Is organic food healthier? It might be, but researchers were not allowed to draw that conclusion from a study WUR was involved in, according to the Dutch TV programme Zembla. Is that true?
The 2007 WUR study ‘Is organic healthier?’ was the subject of the report ‘The chicken experiment’ that was broadcast on the BNN/Vara channel on 22 October. A consortium of institutes (WUR, TNO, RIkilt and the Louis Bolk Institute) sought to demonstrate the health impact of organic food. Chickens stood in for humans in the study, which tested the effects of regular and organic feed.
The issue
According to Zembla, the conclusions of the chicken study were changed under pressure. That is a serious allegation.
The research leader and medical doctor Machteld Huber (then at the Louis Bolk Institute) said on Zembla that at the presentation of the final report to the then agriculture minister Gerda Verburg, she had to say that no conclusions could be drawn from the results. She was subjected to strong pressure – she even uses the word blackmail – by TNO.
The facts
The chicken study was a double-blind one. Only when the report was nearly finished did the researchers know which chickens had been given which feed. It turned out the chickens fed on regular feed grew a bit better. After an attack on their immune system, however, the ‘organic chickens’ recovered a bit faster. Their growth also accelerated slightly faster. The report concludes that no health effects can be linked to these findings, as the scientific evidence is too flimsy.
I wasn’t allowed to draw any conclusions in which the word health was used
Research leader and medical doctor Machteld Huber
Asked if she agrees with that, Huber says she does. The disagreement stemmed from the different interpretations of the differences that were found. ‘The question is whether the accelerated growth counts as a health phenomenon,’ explains Huber. ‘In the medical world, it does. The study did not aim at developing better chicken feed, we were looking for evidence of possible effects of organic food on humans. In my opinion, the study shows that there is evidence that organic food is healthier. I would have liked to say that at the presentation. And that we would like to do further research. But TNO thought it was too soon to conclude that. I wasn’t allowed to draw any conclusions in which the word health was used.’
According to Huber, that conclusion meant no follow-up research. But that is an oversimplification, suggests a response to the Zembla programme from the ministry of Agriculture, Nature and Food Quality. Because of the disagreement about how to interpret the study, the then minister of Health Verburg sought the advice of the Health Council.
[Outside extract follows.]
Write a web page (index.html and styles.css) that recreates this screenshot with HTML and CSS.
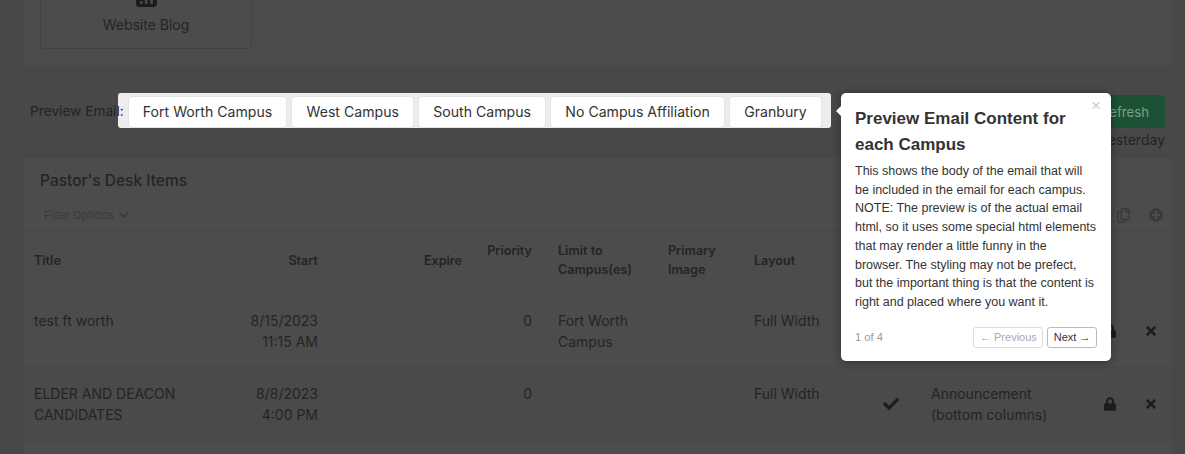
FILE: index.html
```html
<!DOCTYPE html>
<html lang="en">
<head>
<meta charset="utf-8">
<title>Pastor's Desk Items</title>
<link rel="stylesheet" href="styles.css">
</head>
<body>
<svg class="sprite" aria-hidden="true">
  <symbol id="i-check" viewBox="0 0 512 512"><path d="M173.898 439.404l-166.4-166.4c-9.997-9.997-9.997-26.206 0-36.204l36.203-36.204c9.997-9.998 26.207-9.998 36.204 0L192 312.69 432.095 72.596c9.997-9.997 26.207-9.997 36.204 0l36.203 36.204c9.997 9.997 9.997 26.206 0 36.204l-294.4 294.401c-9.998 9.997-26.207 9.997-36.204-.001z"/></symbol>
  <symbol id="i-times" viewBox="0 0 352 512"><path d="M242.72 256l100.07-100.07c12.28-12.28 12.28-32.19 0-44.48l-22.24-22.24c-12.28-12.28-32.19-12.28-44.48 0L176 189.28 75.93 89.21c-12.28-12.28-32.19-12.28-44.48 0L9.21 111.45c-12.28 12.28-12.28 32.19 0 44.48L109.28 256 9.21 356.07c-12.28 12.28-12.28 32.19 0 44.48l22.24 22.24c12.28 12.28 32.2 12.28 44.48 0L176 322.72l100.07 100.07c12.28 12.28 32.2 12.28 44.48 0l22.24-22.24c12.28-12.28 12.28-32.19 0-44.48L242.72 256z"/></symbol>
  <symbol id="i-lock" viewBox="0 0 448 512"><path d="M400 224h-24v-72C376 68.2 307.8 0 224 0S72 68.2 72 152v72H48c-26.5 0-48 21.5-48 48v192c0 26.5 21.5 48 48 48h352c26.5 0 48-21.5 48-48V272c0-26.5-21.5-48-48-48zm-104 0H152v-72c0-39.7 32.3-72 72-72s72 32.3 72 72v72z"/></symbol>
</svg>

<main class="page">
  <section class="card top-card">
    <a class="tile">
      <svg class="tile-icon" viewBox="0 0 448 448"><path d="M64 0C29 0 0 29 0 64v320c0 35 29 64 64 64h320c35 0 64-29 64-64V64c0-35-29-64-64-64H64zm48 320a32 32 0 1 1 0 64 32 32 0 1 1 0-64zM96 216c0-9 7-16 16-16 75 0 136 61 136 136v32c0 9-7 16-16 16h-24c-9 0-16-7-16-16v-32c0-44-36-80-80-80-9 0-16-7-16-16v-24zm0-112c0-9 7-16 16-16 137 0 248 111 248 248v32c0 9-7 16-16 16h-24c-9 0-16-7-16-16v-32c0-106-86-192-192-192-9 0-16-7-16-16v-24z"/></svg>
      <span>Website Blog</span>
    </a>
  </section>

  <section class="preview-row">
    <div class="preview-label">Preview Email:</div>
    <div class="campus-bar">
      <button class="campus">Fort Worth Campus</button>
      <button class="campus">West Campus</button>
      <button class="campus">South Campus</button>
      <button class="campus">No Campus Affiliation</button>
      <button class="campus">Granbury</button>
    </div>
    <div class="actions">
      <div class="action-buttons">
        <button class="btn btn-blue" aria-label="Action"></button>
        <button class="btn btn-green">Refresh</button>
      </div>
      <div class="action-note">yesterday</div>
    </div>
  </section>

  <section class="card table-card">
    <h2 class="table-title">Pastor's Desk Items</h2>
    <div class="filter-bar">
      <span class="filter-toggle">Filter Options
        <svg class="chevron" viewBox="0 0 12 8"><polyline points="1.5,1.5 6,6 10.5,1.5"/></svg>
      </span>
      <span class="filter-tools">
        <svg class="tool tool-copy" viewBox="0 0 448 512"><path d="M433.941 65.941l-51.882-51.882A48 48 0 0 0 348.118 0H176c-26.51 0-48 21.49-48 48v48H48c-26.51 0-48 21.49-48 48v320c0 26.51 21.49 48 48 48h224c26.51 0 48-21.49 48-48v-48h80c26.51 0 48-21.49 48-48V99.882a48 48 0 0 0-14.059-33.941zM266 464H54a6 6 0 0 1-6-6V150a6 6 0 0 1 6-6h74v224c0 26.51 21.49 48 48 48h96v42a6 6 0 0 1-6 6zm128-96H182a6 6 0 0 1-6-6V54a6 6 0 0 1 6-6h106v88c0 13.255 10.745 24 24 24h88v202a6 6 0 0 1-6 6zm6-256h-64V48h9.632c1.591 0 3.117.632 4.243 1.757l48.368 48.368a6 6 0 0 1 1.757 4.243V112z"/></svg>
        <svg class="tool tool-plus" viewBox="0 0 512 512"><path d="M256 8C119 8 8 119 8 256s111 248 248 248 248-111 248-248S393 8 256 8zm144 276c0 6.6-5.4 12-12 12h-92v92c0 6.6-5.4 12-12 12h-56c-6.6 0-12-5.4-12-12v-92h-92c-6.6 0-12-5.4-12-12v-56c0-6.6 5.4-12 12-12h92v-92c0-6.6 5.4-12 12-12h56c6.6 0 12 5.4 12 12v92h92c6.6 0 12 5.4 12 12v56z"/></svg>
      </span>
    </div>
    <table class="items">
      <colgroup>
        <col class="c-title"><col class="c-start"><col class="c-expire"><col class="c-priority"><col class="c-limit"><col class="c-image"><col class="c-layout"><col class="c-check"><col class="c-type"><col class="c-lock"><col class="c-del">
      </colgroup>
      <thead>
        <tr>
          <th>Title</th>
          <th class="num">Start</th>
          <th class="num">Expire</th>
          <th class="num top">Priority</th>
          <th class="limit two">Limit to Campus(es)</th>
          <th class="two">Primary Image</th>
          <th>Layout</th>
          <th></th><th></th><th></th><th></th>
        </tr>
      </thead>
      <tbody>
        <tr>
          <td>test ft worth</td>
          <td class="num">8/15/2023<br>11:15 AM</td>
          <td></td>
          <td class="num">0</td>
          <td class="limit">Fort Worth Campus</td>
          <td></td>
          <td>Full Width</td>
          <td></td>
          <td></td>
          <td class="mid"><svg class="ico lock"><use href="#i-lock"/></svg></td>
          <td class="mid"><svg class="ico del"><use href="#i-times"/></svg></td>
        </tr>
        <tr class="alt">
          <td>ELDER AND DEACON CANDIDATES</td>
          <td class="num">8/8/2023<br>4:00 PM</td>
          <td></td>
          <td class="num">0</td>
          <td class="limit"></td>
          <td></td>
          <td>Full Width</td>
          <td class="mid"><svg class="ico check"><use href="#i-check"/></svg></td>
          <td>Announcement (bottom columns)</td>
          <td class="mid"><svg class="ico lock"><use href="#i-lock"/></svg></td>
          <td class="mid"><svg class="ico del"><use href="#i-times"/></svg></td>
        </tr>
      </tbody>
    </table>
  </section>
</main>

<aside class="popover">
  <span class="popover-arrow"></span>
  <span class="popover-close">×</span>
  <h3 class="popover-title">Preview Email Content for each Campus</h3>
  <p class="popover-body">This shows the body of the email that will be included in the email for each campus. NOTE: The preview is of the actual email html, so it uses some special html elements that may render a little funny in the browser. The styling may not be prefect, but the important thing is that the content is right and placed where you want it.</p>
  <div class="popover-foot">
    <span class="popover-count">1 of 4</span>
    <span class="popover-nav">
      <button class="nav-btn nav-prev">← Previous</button>
      <button class="nav-btn nav-next">Next →</button>
    </span>
  </div>
</aside>
</body>
</html>
```
FILE: styles.css
```css
* { box-sizing: border-box; }
html, body { margin: 0; height: 100%; overflow: hidden; }
body {
  background: #484848;
  color: #242424;
  font-family: Inter, "Liberation Sans", sans-serif;
  font-size: 14px;
  line-height: 21px;
}
.sprite { display: none; }
.page { margin: -40px 13px 0 24px; }
.card { background: #4c4c4c; }

.top-card { height: 106px; padding: 0 16px; border-bottom: 1px solid #4a4a4a; }
.tile {
  display: flex;
  flex-direction: column;
  align-items: center;
  width: 212px;
  height: 89px;
  border: 1px solid #424242;
  border-radius: 3px;
  padding-top: 25px;
}
.tile-icon { width: 21px; height: 21px; fill: #1c1c1c; margin-bottom: 7px; }

.preview-row { display: flex; align-items: flex-start; height: 92px; padding: 27px 7px 0 6px; }
.preview-label { position: relative; z-index: 1; margin-top: 8px; font-size: 13.7px; white-space: nowrap; }
.campus-bar {
  display: flex;
  gap: 4px;
  margin-left: -6px;
  padding: 3px 9px 0 10px;
  height: 35px;
  background: #ededed;
  border-radius: 3px;
}
.campus {
  height: 32px;
  padding: 0 14.2px;
  background: #fff;
  color: #333;
  border: 1px solid #e4e4e4;
  border-radius: 4px;
  font: 14.1px/20px Inter, "Liberation Sans", sans-serif;
  white-space: nowrap;
}
.actions { margin-left: auto; display: flex; flex-direction: column; align-items: flex-end; }
.action-buttons { display: flex; align-items: flex-end; gap: 8px; height: 35px; }
.btn { border: 0; border-radius: 4px; font: 13.2px/20px Inter, "Liberation Sans", sans-serif; }
.btn-blue { width: 59px; height: 35px; background: #17335a; }
.btn-green { width: 80px; height: 33px; background: #1c5234; color: #7f9e8c; }
.action-note { margin-top: 1px; }

.table-card { min-height: 300px; }
.table-title {
  margin: 0;
  height: 45px;
  padding: 12px 16px 0;
  font-size: 15.5px;
  line-height: 21px;
  font-weight: 500;
  border-bottom: 1px solid #474747;
}
.filter-bar {
  display: flex;
  justify-content: space-between;
  align-items: center;
  height: 29px;
  padding: 0 9px 4px 20px;
  border-bottom: 1px solid #474747;
  font-size: 11px;
  color: #3a3a3a;
}
.filter-toggle { display: flex; align-items: center; gap: 5px; }
.chevron { width: 11px; height: 8px; fill: none; stroke: #3a3a3a; stroke-width: 2; }
.filter-tools { display: flex; align-items: center; gap: 19px; }
.tool { fill: #3a3a3a; }
.tool-copy { width: 13px; height: 15px; }
.tool-plus { width: 14px; height: 14px; }

.items { width: 100%; table-layout: fixed; border-collapse: collapse; }
.c-title { width: 176px; }
.c-start { width: 128px; }
.c-expire { width: 144px; }
.c-priority { width: 70px; }
.c-limit { width: 116px; }
.c-image { width: 86px; }
.c-layout { width: 116px; }
.c-check { width: 61px; }
.c-type { width: 169px; }
.c-lock { width: 40px; }
.c-del { width: 42px; }
.items th {
  height: 62px;
  padding: 0 10px 4px;
  font-size: 12.6px;
  line-height: 19px;
  font-weight: 600;
  text-align: left;
  vertical-align: middle;
}
.items th.two { padding-bottom: 6px; }
.items th.top { vertical-align: top; padding-top: 9px; }
.items td {
  height: 73px;
  padding: 15px 10px;
  vertical-align: top;
  border-top: 1px solid #474747;
}
.items .limit { padding-left: 16px; padding-right: 4px; }
.items .num { text-align: right; }
.items .mid { padding: 0 0 3px; text-align: center; vertical-align: middle; }
.alt td { background: #4a4a4a; border-bottom: 1px solid #474747; }
.ico { display: inline-block; fill: #1c1c1c; vertical-align: middle; }
.check { width: 16px; height: 16px; }
.lock { width: 12px; height: 14px; }
.del { width: 10px; height: 14px; }

.popover {
  position: absolute;
  left: 841px;
  top: 93px;
  width: 270px;
  height: 268px;
  padding: 13px 14px 0;
  background: #fff;
  border-radius: 5px;
  box-shadow: 0 1px 10px rgba(0, 0, 0, .4);
  font-family: "Liberation Sans", Arial, sans-serif;
  color: #333;
}
.popover-arrow {
  position: absolute;
  left: -5px;
  top: 13px;
  border-style: solid;
  border-width: 5px 5px 5px 0;
  border-color: transparent #fff transparent transparent;
}
.popover-close { position: absolute; right: 10px; top: 3px; font-size: 17px; line-height: 20px; color: #ccc; }
.popover-title { margin: 0; font-size: 17px; line-height: 26px; font-weight: 700; }
.popover-body { margin: 4px 0 0; font-size: 12.5px; line-height: 18.7px; }
.popover-foot { display: flex; justify-content: space-between; align-items: center; margin-top: 15px; }
.popover-count { font-size: 11.2px; color: #999; }
.popover-nav { display: flex; gap: 4px; }
.nav-btn {
  height: 21px;
  padding: 0 5.5px;
  background: #fff;
  border: 1px solid #bbb;
  border-radius: 3px;
  font: 11px/1 "Liberation Sans", Arial, sans-serif;
  color: #333;
}
.nav-prev { border-color: #ddd; color: #aaa; }
```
The Council advised her that the follow-up research the researchers were proposing was ‘not so desirable’. Zembla doesn’t mention this fact. The minister then pulled the plug on the research. ‘Painful, and actually scandalous that it was done like that,’ says Huber. ‘We are now 13 years down the line. We would have got so much further if there had been follow-up research.’
The verdict
The conclusions of the chicken study were not changed, as Zembla claimed. The results do provide the basis for further research. That did not happen, on the advice of the Health Council. But it is still possible that follow-up research will be done, says LNV in response to the Zembla report.